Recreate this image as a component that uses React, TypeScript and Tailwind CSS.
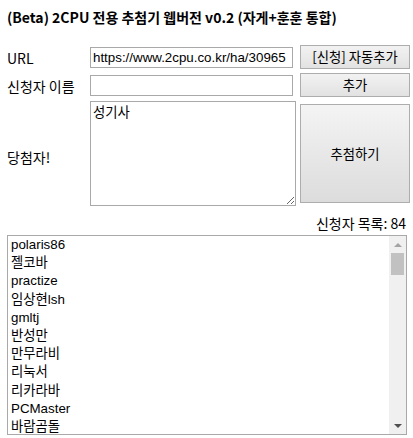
import React from "react";

const KR = "font-['Noto_Sans_CJK_KR',sans-serif]";
const AR = "font-['Liberation_Sans','Noto_Sans_CJK_KR',sans-serif]";

const items = [
  "polaris86",
  "젤코바",
  "practize",
  "임상현lsh",
  "gmltj",
  "반성만",
  "만무라비",
  "리눅서",
  "리카라바",
  "PCMaster",
  "바람곰돌",
  "야옹이",
];

export default function App() {
  return (
    <div className={`w-[413px] h-[438px] bg-white text-black pl-[7px] pr-[7px] pt-[8px] overflow-hidden ${KR}`}>
      <div className="h-[18px] leading-[18px] text-[14px] font-bold">
        (Beta) 2CPU 전용 추첨기 웹버전 v0.2 (자게+훈훈 통합)
      </div>
      <div className="mt-[19px] grid grid-cols-[79px_206px_110px] grid-rows-[24px_24px_105px] gap-x-[4px] gap-y-[4px]">
        <div className="flex items-center text-[14px] pt-[2px]">URL</div>
        <div className="flex items-center">
          <input
            readOnly
            value="https://www.2cpu.co.kr/ha/30965"
            className={`w-[203px] h-[21px] border border-[#a9a9a9] px-[2px] text-[13.33px] outline-none ${AR}`}
          />
        </div>
        <button className="h-[24px] border border-[#adadad] bg-gradient-to-b from-[#f2f2f2] to-[#e2e2e2] text-[13.33px] leading-none">
          [신청] 자동추가
        </button>

        <div className="flex items-center text-[14px] pt-[2px]">신청자 이름</div>
        <div className="flex items-center">
          <input
            readOnly
            value=""
            className={`w-[203px] h-[21px] border border-[#a9a9a9] px-[2px] text-[13.33px] outline-none ${AR}`}
          />
        </div>
        <button className="h-[24px] border border-[#adadad] bg-gradient-to-b from-[#f2f2f2] to-[#e2e2e2] text-[13.33px] leading-none">
          추가
        </button>

        <div className="flex items-center text-[14px] pt-[7px]">당첨자!</div>
        <textarea
          readOnly
          value="성기사"
          className={`w-[206px] h-[105px] border border-[#a9a9a9] px-[2px] py-[1px] text-[13.33px] leading-[17px] outline-none resize ${KR}`}
        />
        <div className="flex items-center">
          <button className="w-[110px] h-[99px] border border-[#adadad] bg-gradient-to-b from-[#f4f4f4] to-[#dcdcdc] text-[13.33px]">
            추첨하기
          </button>
        </div>
      </div>
      <div className="mt-[7px] h-[20px] leading-[20px] text-right pr-[0px] text-[14px] w-[399px]">
        신청자 목록: 84
      </div>
      <div className="mt-[2px] w-[400px] h-[200px] border border-[#a9a9a9] flex overflow-hidden">
        <div className={`flex-1 overflow-hidden text-[13.33px] ${AR}`}>
          {items.map((it) => (
            <div key={it} className="h-[18.2px] leading-[18px] px-[3px] whitespace-nowrap">
              {it}
            </div>
          ))}
        </div>
        <div className="w-[17px] bg-[#f0f0f0] flex flex-col items-center">
          <div className="h-[17px] w-full flex items-center justify-center">
            <div className="w-0 h-0 border-l-[4px] border-r-[4px] border-b-[4px] border-l-transparent border-r-transparent border-b-[#a3a3a3]" />
          </div>
          <div className="w-[13px] h-[22px] bg-[#c1c1c1]" />
          <div className="flex-1" />
          <div className="h-[17px] w-full flex items-center justify-center">
            <div className="w-0 h-0 border-l-[4px] border-r-[4px] border-t-[4px] border-l-transparent border-r-transparent border-t-[#505050]" />
          </div>
        </div>
      </div>
    </div>
  );
}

**EXERCISE GOAL:**
Quote the data above in full, leaving out the pictures it holds.

**TASK RESPONSE:**
Recreate this image as a component that uses React, TypeScript and Tailwind CSS.
import React from "react";

const KR = "font-['Noto_Sans_CJK_KR',sans-serif]";
const AR = "font-['Liberation_Sans','Noto_Sans_CJK_KR',sans-serif]";

const items = [
  "polaris86",
  "젤코바",
  "practize",
  "임상현lsh",
  "gmltj",
  "반성만",
  "만무라비",
  "리눅서",
  "리카라바",
  "PCMaster",
  "바람곰돌",
  "야옹이",
];

export default function App() {
  return (
    <div className={`w-[413px] h-[438px] bg-white text-black pl-[7px] pr-[7px] pt-[8px] overflow-hidden ${KR}`}>
      <div className="h-[18px] leading-[18px] text-[14px] font-bold">
        (Beta) 2CPU 전용 추첨기 웹버전 v0.2 (자게+훈훈 통합)
      </div>
      <div className="mt-[19px] grid grid-cols-[79px_206px_110px] grid-rows-[24px_24px_105px] gap-x-[4px] gap-y-[4px]">
        <div className="flex items-center text-[14px] pt-[2px]">URL</div>
        <div className="flex items-center">
          <input
            readOnly
            value="https://www.2cpu.co.kr/ha/30965"
            className={`w-[203px] h-[21px] border border-[#a9a9a9] px-[2px] text-[13.33px] outline-none ${AR}`}
          />
        </div>
        <button className="h-[24px] border border-[#adadad] bg-gradient-to-b from-[#f2f2f2] to-[#e2e2e2] text-[13.33px] leading-none">
          [신청] 자동추가
        </button>

        <div className="flex items-center text-[14px] pt-[2px]">신청자 이름</div>
        <div className="flex items-center">
          <input
            readOnly
            value=""
            className={`w-[203px] h-[21px] border border-[#a9a9a9] px-[2px] text-[13.33px] outline-none ${AR}`}
          />
        </div>
        <button className="h-[24px] border border-[#adadad] bg-gradient-to-b from-[#f2f2f2] to-[#e2e2e2] text-[13.33px] leading-none">
          추가
        </button>

        <div className="flex items-center text-[14px] pt-[7px]">당첨자!</div>
        <textarea
          readOnly
          value="성기사"
          className={`w-[206px] h-[105px] border border-[#a9a9a9] px-[2px] py-[1px] text-[13.33px] leading-[17px] outline-none resize ${KR}`}
        />
        <div className="flex items-center">
          <button className="w-[110px] h-[99px] border border-[#adadad] bg-gradient-to-b from-[#f4f4f4] to-[#dcdcdc] text-[13.33px]">
            추첨하기
          </button>
        </div>
      </div>
      <div className="mt-[7px] h-[20px] leading-[20px] text-right pr-[0px] text-[14px] w-[399px]">
        신청자 목록: 84
      </div>
      <div className="mt-[2px] w-[400px] h-[200px] border border-[#a9a9a9] flex overflow-hidden">
        <div className={`flex-1 overflow-hidden text-[13.33px] ${AR}`}>
          {items.map((it) => (
            <div key={it} className="h-[18.2px] leading-[18px] px-[3px] whitespace-nowrap">
              {it}
            </div>
          ))}
        </div>
        <div className="w-[17px] bg-[#f0f0f0] flex flex-col items-center">
          <div className="h-[17px] w-full flex items-center justify-center">
            <div className="w-0 h-0 border-l-[4px] border-r-[4px] border-b-[4px] border-l-transparent border-r-transparent border-b-[#a3a3a3]" />
          </div>
          <div className="w-[13px] h-[22px] bg-[#c1c1c1]" />
          <div className="flex-1" />
          <div className="h-[17px] w-full flex items-center justify-center">
            <div className="w-0 h-0 border-l-[4px] border-r-[4px] border-t-[4px] border-l-transparent border-r-transparent border-t-[#505050]" />
          </div>
        </div>
      </div>
    </div>
  );
}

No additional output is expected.